The gender pay gap consistently nets a fair amount of headlines — and deservedly so. But the disparity between what men and women deposit in their bank accounts has snagged even more of the spotlight in the weeks following the Sony hack because it was revealed that top executives — and even A-listers like Jennifer Lawrence, Amy Adams and Charlize Theron — aren't paid as much as their testosterone-boosted counterparts.

It added more fuel to the fire in Hollywood about why this exists and how it has become such a perplexing issue for Tinseltown's top talent. So when we had the chance to speak some famous names in the TV business on Tuesday night at Elle's Women in Television celebration (honoring cover girl Lena Dunham and presented by Hearts on Fire and Olay), instead of fishing for complaints, we opted to steer the conversation toward solutions.

We had a plethora of voices to pick from. Joining Elle's editor Robbie Myers at the chic dinner were Dunham, Shonda Rhimes, Julie Bowen, Sarah Hyland, Jenna Dewan-Tatum, Sarah Paulson, Amanda Peet, Brittany Snow, Angie Harmon, Brooklyn Decker, Nina Dobrev, Gabrielle Union, Sia, Kate Walsh, Sasha Alexander, Kat Graham, Bella Thorne and many others.

And we received some great options to inspire change. Here are the answers, including one very special solution from Jill Soloway, who picked up a Golden Globe on Sunday night for her work in creating the groundbreaking Amazon series Transparent:

Jenna Elfman: "First of all, I get paid well and I've worked really hard for that. I have no complaints about what I get paid personally, but I have had to fight for random excuses that I can't make more than that guy because it would be awkward on set. I said, 'Awkward for who?' If you are very good at what you do — whether it be a janitor, a store keeper, an executive, a secretary, a pilot, an actor — the solution has always been to be the best at what you do. You're undeniable and they have to pay for it. And don't be an asshole. It's old-fashioned: Work your ass off, be the best that you can be and be kind."

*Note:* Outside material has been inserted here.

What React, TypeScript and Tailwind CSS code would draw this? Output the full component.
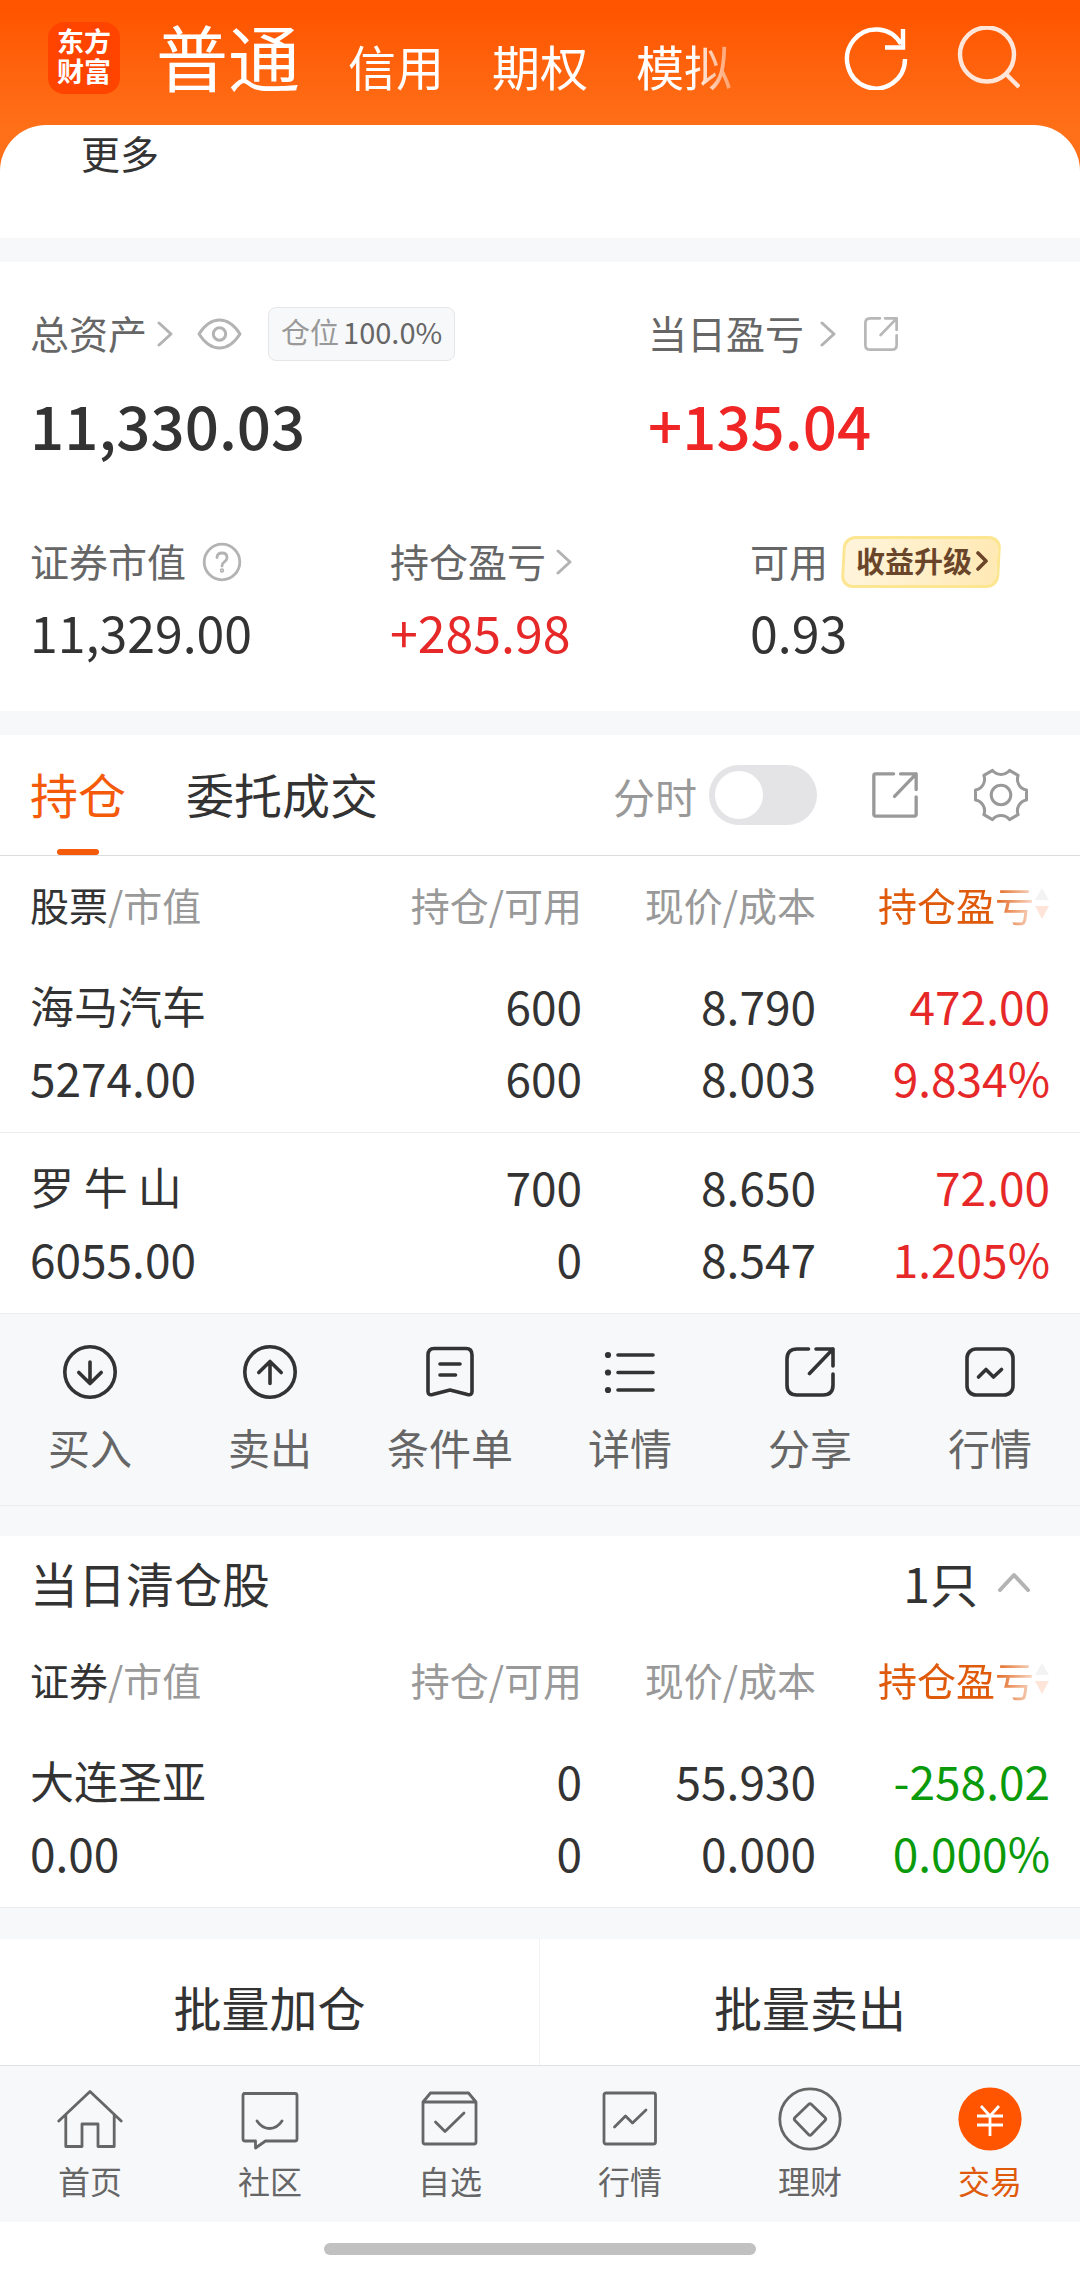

Bonnie Hammer (NBCUniversal Cable Entertainment Group chairman): "The solution is that women have to believe in themselves, have more confidence in themselves and not be afraid to ask. No more fear in thinking, 'If I really push too hard or ask too much, they are going to find my secret and they are going to find I don't know as much as I think I know.' Women just have to gain the confidence that men have, and rightfully ask for what they believe to be equal — not in a nasty aggressive way but in a confident, warm way. It will start changing the equation."

Jill Soloway (Transparent): "The transparency that happened because of the (Sony) hack was awesome. I feel like demanding transparency everywhere. ... People aren't going to hire women because someone is telling them too. People are going to hire women because they can create the kind of work that isn't work that men can do. We're not trying to be as good as men. We're trying to create something that is specifically influenced by our femaleness. And that has a feeling that can't be replicated by anybody except for us. If you think about Amy (Poehler) and Tina (Fey) hosting the Globes together, maybe part of the reason they are so awesome is because they are best friends and they know how to share the spotlight. It would be really hard to imagine two guys doing that. There are so many things that are cool about not just women but the feminine or the feminine energy — feminine energy as collaboration instead of competition. That's our birthright. That's our rallying cry. Don't run from it, don't hide it, don't imitate it. Embrace it and make the kind of work where people are like, we have to hire women because we want to be a part of this thing people are talking about.

Tracee Ellis Ross (Blackish): "I actually strangely think that saying there is a gender gap is antiquated because the dialogue around gender has completely changed. There is an issue in our country around people understanding equality and worth, and the worth of human beings in general for the work that they do. We as a country need to work on seeing people and their humanity for who they are, not based on gender, race, anything. We are having trouble with that so dialogue is always the way to go. And action. Sometimes knowing what the right action is comes from the dialogue."

Ellie Kemper (Unbreakable Kimmy Schmidt): "Speaking of pay grades, this is a question beyond my pay grade (laughs). The solution is to be gender blind, but I don't know how that is accomplished. I've never felt that I've been discriminated against in pay because I'm a woman, which is a lucky situation to be in. I don't know enough about the economics of Hollywood to know why men are paid more than ladies, especially on an executive level. But I know that it makes no sense."

Stana Katic (Castle): "I think you pay people based on their work and not based on gender. It's that simple."

Emily Wickersham (NCIS): "The solution is more women speaking up, like Lena Dunham. She speaks her mind, is super honest and people respect her for that."

Katheryn Winnick (Vikings): "It has to start from the top and the bottom. What I mean by that is from the bottom, you need the material to be written for strong women. It starts with the writers ... And then from the top, studio heads who are willing to finance, invest and distribute vehicles with leading ladies."

Karen David (Galavant): "I come from one of the last matriarchal societies in the world — I was born in Shillong near the Himalayas. I know what it's like to be proud of being a woman and being a strong, tiny but mighty, woman. It's something that we celebrate. I'm hoping with more events like this, celebrating women in television, that we can inspire other women. It sends a really powerful message to the powers that be that we are just as valuable and important."